**GOAL**
Scan the material below for the string "code", and copy every line where it shows up.

**DATASET CONTENT**

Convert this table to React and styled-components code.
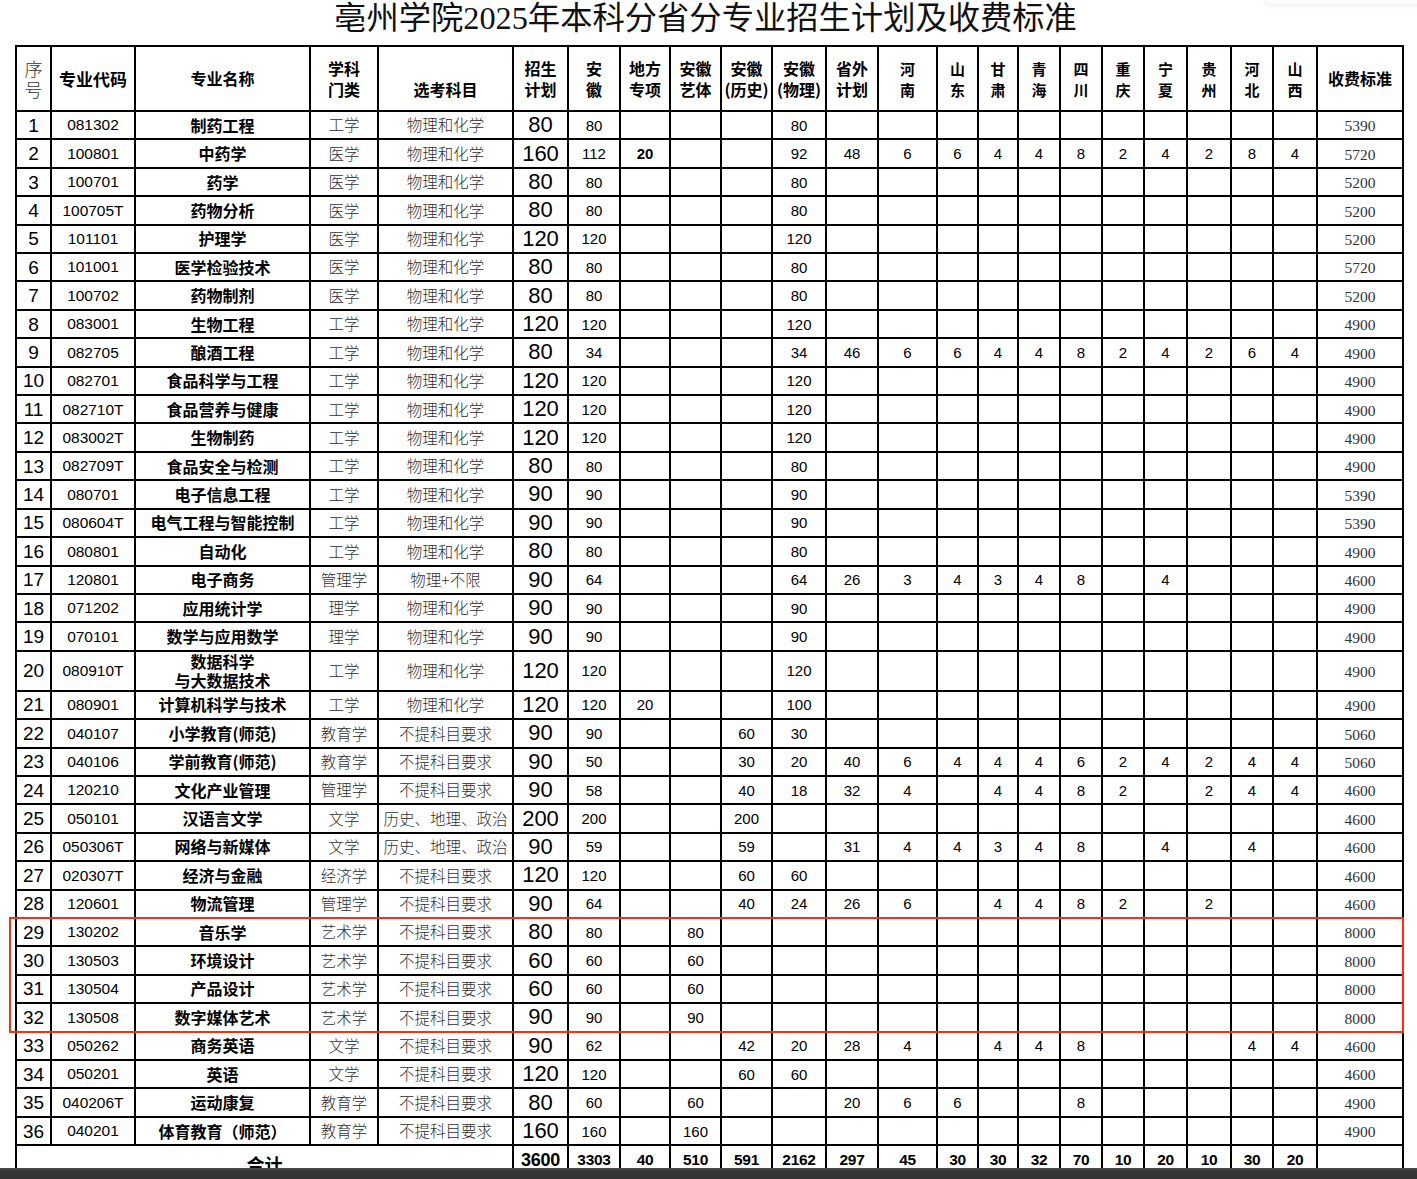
import React from "react";
import styled, { createGlobalStyle, css } from "styled-components";

const GlobalStyle = createGlobalStyle`
  html, body { margin: 0; padding: 0; background: #fff; }
  body { font-family: "Liberation Sans", "Noto Sans CJK SC", sans-serif; }
`;

const COLS = [35, 84, 175, 68, 135, 55, 52, 50, 51, 51, 54, 52, 59, 41, 40, 42, 42, 42, 43, 44, 42, 44, 86];
const HEADER_H = 65;
const ROW_H = 28.42;
const TALL_H = 38.5;

const rows = [
  [1, "081302", "制药工程", "工学", "物理和化学", "80 80 . . . 80", "5390"],
  [2, "100801", "中药学", "医学", "物理和化学", "160 112 *20 . . 92 48 6 6 4 4 8 2 4 2 8 4", "5720"],
  [3, "100701", "药学", "医学", "物理和化学", "80 80 . . . 80", "5200"],
  [4, "100705T", "药物分析", "医学", "物理和化学", "80 80 . . . 80", "5200"],
  [5, "101101", "护理学", "医学", "物理和化学", "120 120 . . . 120", "5200"],
  [6, "101001", "医学检验技术", "医学", "物理和化学", "80 80 . . . 80", "5720"],
  [7, "100702", "药物制剂", "医学", "物理和化学", "80 80 . . . 80", "5200"],
  [8, "083001", "生物工程", "工学", "物理和化学", "120 120 . . . 120", "4900"],
  [9, "082705", "酿酒工程", "工学", "物理和化学", "80 34 . . . 34 46 6 6 4 4 8 2 4 2 6 4", "4900"],
  [10, "082701", "食品科学与工程", "工学", "物理和化学", "120 120 . . . 120", "4900"],
  [11, "082710T", "食品营养与健康", "工学", "物理和化学", "120 120 . . . 120", "4900"],
  [12, "083002T", "生物制药", "工学", "物理和化学", "120 120 . . . 120", "4900"],
  [13, "082709T", "食品安全与检测", "工学", "物理和化学", "80 80 . . . 80", "4900"],
  [14, "080701", "电子信息工程", "工学", "物理和化学", "90 90 . . . 90", "5390"],
  [15, "080604T", "电气工程与智能控制", "工学", "物理和化学", "90 90 . . . 90", "5390"],
  [16, "080801", "自动化", "工学", "物理和化学", "80 80 . . . 80", "4900"],
  [17, "120801", "电子商务", "管理学", "物理+不限", "90 64 . . . 64 26 3 4 3 4 8 . 4", "4600"],
  [18, "071202", "应用统计学", "理学", "物理和化学", "90 90 . . . 90", "4900"],
  [19, "070101", "数学与应用数学", "理学", "物理和化学", "90 90 . . . 90", "4900"],
  [20, "080910T", ["数据科学", "与大数据技术"], "工学", "物理和化学", "120 120 . . . 120", "4900"],
  [21, "080901", "计算机科学与技术", "工学", "物理和化学", "120 120 20 . . 100", "4900"],
  [22, "040107", "小学教育(师范)", "教育学", "不提科目要求", "90 90 . . 60 30", "5060"],
  [23, "040106", "学前教育(师范)", "教育学", "不提科目要求", "90 50 . . 30 20 40 6 4 4 4 6 2 4 2 4 4", "5060"],
  [24, "120210", "文化产业管理", "管理学", "不提科目要求", "90 58 . . 40 18 32 4 . 4 4 8 2 . 2 4 4", "4600"],
  [25, "050101", "汉语言文学", "文学", "历史、地理、政治", "200 200 . . 200", "4600"],
  [26, "050306T", "网络与新媒体", "文学", "历史、地理、政治", "90 59 . . 59 . 31 4 4 3 4 8 . 4 . 4", "4600"],
  [27, "020307T", "经济与金融", "经济学", "不提科目要求", "120 120 . . 60 60", "4600"],
  [28, "120601", "物流管理", "管理学", "不提科目要求", "90 64 . . 40 24 26 6 . 4 4 8 2 . 2", "4600"],
  [29, "130202", "音乐学", "艺术学", "不提科目要求", "80 80 . 80", "8000"],
  [30, "130503", "环境设计", "艺术学", "不提科目要求", "60 60 . 60", "8000"],
  [31, "130504", "产品设计", "艺术学", "不提科目要求", "60 60 . 60", "8000"],
  [32, "130508", "数字媒体艺术", "艺术学", "不提科目要求", "90 90 . 90", "8000"],
  [33, "050262", "商务英语", "文学", "不提科目要求", "90 62 . . 42 20 28 4 . 4 4 8 . . . 4 4", "4600"],
  [34, "050201", "英语", "文学", "不提科目要求", "120 120 . . 60 60", "4600"],
  [35, "040206T", "运动康复", "教育学", "不提科目要求", "80 60 . 60 . . 20 6 6 . . 8", "4900"],
  [36, "040201", "体育教育（师范）", "教育学", "不提科目要求", "160 160 . 160", "4900"],
];

const totals = ["3600", "3303", "40", "510", "591", "2162", "297", "45", "30", "30", "32", "70", "10", "20", "10", "30", "20"];

const headers = [
  { lines: ["招生", "计划"] },
  { lines: ["安", "徽"] },
  { lines: ["地方", "专项"] },
  { lines: ["安徽", "艺体"] },
  { lines: ["安徽", "(历史)"] },
  { lines: ["安徽", "(物理)"] },
  { lines: ["省外", "计划"] },
  { lines: ["河", "南"], small: true },
  { lines: ["山", "东"], small: true },
  { lines: ["甘", "肃"], small: true },
  { lines: ["青", "海"], small: true },
  { lines: ["四", "川"], small: true },
  { lines: ["重", "庆"], small: true },
  { lines: ["宁", "夏"], small: true },
  { lines: ["贵", "州"], small: true },
  { lines: ["河", "北"], small: true },
  { lines: ["山", "西"], small: true },
];

const fill = (s) => {
  const t = s.split(" ").map((v) => (v === "." ? "" : v));
  while (t.length < 17) t.push("");
  return t;
};

const Page = styled.div`
  position: relative;
  height: 1179px;
  overflow: hidden;
  display: flex;
  flex-direction: column;
  background: #fff;
`;

const Title = styled.h1`
  flex: none;
  margin: 0;
  height: 45px;
  padding-right: 6px;
  font: 400 32.3px/36px "Liberation Serif", "Noto Sans CJK SC", serif;
  color: #111;
  text-align: center;
  white-space: nowrap;
`;

const TableArea = styled.div`
  flex: 1;
  min-height: 0;
  overflow: hidden;
  padding-left: 15px;
`;

const Sheet = styled.table`
  border-collapse: collapse;
  table-layout: fixed;
  width: ${COLS.reduce((a, b) => a + b, 0)}px;
  color: #000;
`;

const HeadRow = styled.tr`
  height: ${HEADER_H}px;
`;

const BodyRow = styled.tr`
  height: ${(p) => (p.$tall ? TALL_H : ROW_H)}px;
`;

const FootRow = styled.tr`
  height: 30px;
`;

const HeadCell = styled.th`
  border: 2px solid #000;
  padding: ${(p) => (p.$low ? "21px 0 0" : "0")};
  text-align: center;
  vertical-align: middle;
  white-space: nowrap;
  font-family: "Noto Sans CJK SC", sans-serif;
  font-weight: 700;
  font-size: ${(p) => p.$size || 16}px;
  line-height: 21px;
  ${(p) =>
    p.$song &&
    css`
      font-weight: 300;
      color: #333;
      font-size: 18px;
    `}
`;

const kinds = {
  seq: css`
    font: 400 19px/1 "Liberation Sans", sans-serif;
  `,
  code: css`
    font: 400 15.5px/1 "Liberation Sans", sans-serif;
  `,
  name: css`
    font: 700 16px/19px "Noto Sans CJK SC", sans-serif;
  `,
  song: css`
    font: 300 15.5px/1 "Noto Sans CJK SC", sans-serif;
    color: #2e2e2e;
  `,
  plan: css`
    font: 400 22px/1 "Liberation Sans", sans-serif;
  `,
  num: css`
    font: 400 15px/1 "Liberation Sans", sans-serif;
  `,
  bold: css`
    font: 700 15px/1 "Liberation Sans", sans-serif;
  `,
  fee: css`
    font: 400 15.5px/1 "Liberation Serif", serif;
    color: #333;
    padding-top: 2px;
  `,
  total: css`
    font: 700 18px/1 "Noto Sans CJK SC", sans-serif;
    padding-top: 8px;
  `,
  sum: css`
    font: 700 15.5px/1 "Liberation Sans", sans-serif;
    letter-spacing: -0.3px;
  `,
  sumBig: css`
    font: 700 18px/1 "Liberation Sans", sans-serif;
    letter-spacing: -0.3px;
  `,
};

const Cell = styled.td`
  border: 2px solid #000;
  padding: 0;
  text-align: center;
  vertical-align: middle;
  white-space: nowrap;
  overflow: hidden;
  ${(p) => kinds[p.$kind || "num"]}
`;

const Highlight = styled.div`
  position: absolute;
  left: 9px;
  top: 917px;
  width: 1395px;
  height: 116px;
  box-sizing: border-box;
  border: 2.5px solid #ff2d0f;
  pointer-events: none;
`;

const ViewerShade = styled.div`
  position: absolute;
  right: -12px;
  top: -30px;
  width: 165px;
  height: 34px;
  border-radius: 8px;
  background: #fbfbfb;
  box-shadow: 0 2px 6px rgba(0, 0, 0, 0.06);
  pointer-events: none;
`;

const BottomBar = styled.div`
  flex: none;
  height: 11px;
  background: linear-gradient(#4a4a4a, #363636 3px, #333);
`;

export default function App() {
  return (
    <>
      <GlobalStyle />
      <Page>
        <Title>亳州学院2025年本科分省分专业招生计划及收费标准</Title>
        <TableArea>
          <Sheet>
            <colgroup>
              {COLS.map((w, i) => (
                <col key={i} style={{ width: w }} />
              ))}
            </colgroup>
            <thead>
              <HeadRow>
                <HeadCell $song>
                  序<br />号
                </HeadCell>
                <HeadCell $size={17}>专业代码</HeadCell>
                <HeadCell>专业名称</HeadCell>
                <HeadCell>
                  学科<br />门类
                </HeadCell>
                <HeadCell $low>选考科目</HeadCell>
                {headers.map((h, i) => (
                  <HeadCell key={i} $size={h.small ? 15 : 16}>
                    {h.lines[0]}
                    <br />
                    {h.lines[1]}
                  </HeadCell>
                ))}
                <HeadCell>收费标准</HeadCell>
              </HeadRow>
            </thead>
            <tbody>
              {rows.map(([n, code, name, cat, subj, data, fee]) => {
                const vals = fill(data);
                const tall = Array.isArray(name);
                return (
                  <BodyRow key={n} $tall={tall}>
                    <Cell $kind="seq">{n}</Cell>
                    <Cell $kind="code">{code}</Cell>
                    <Cell $kind="name">
                      {tall ? (
                        <>
                          {name[0]}
                          <br />
                          {name[1]}
                        </>
                      ) : (
                        name
                      )}
                    </Cell>
                    <Cell $kind="song">{cat}</Cell>
                    <Cell $kind="song">{subj}</Cell>
                    {vals.map((v, i) => {
                      const bold = v.startsWith("*");
                      return (
                        <Cell key={i} $kind={i === 0 ? "plan" : bold ? "bold" : "num"}>
                          {bold ? v.slice(1) : v}
                        </Cell>
                      );
                    })}
                    <Cell $kind="fee">{fee}</Cell>
                  </BodyRow>
                );
              })}
              <FootRow>
                <Cell $kind="total" colSpan={5}>
                  合计
                </Cell>
                {totals.map((t, i) => (
                  <Cell key={i} $kind={i === 0 ? "sumBig" : "sum"}>
                    {t}
                  </Cell>
                ))}
                <Cell $kind="sum" />
              </FootRow>
            </tbody>
          </Sheet>
        </TableArea>
        <BottomBar />
        <Highlight />
        <ViewerShade />
      </Page>
    </>
  );
}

**WRITTEN SOLUTION**
Convert this table to React and styled-components code.
  code: css`
              {rows.map(([n, code, name, cat, subj, data, fee]) => {
                    <Cell $kind="code">{code}</Cell>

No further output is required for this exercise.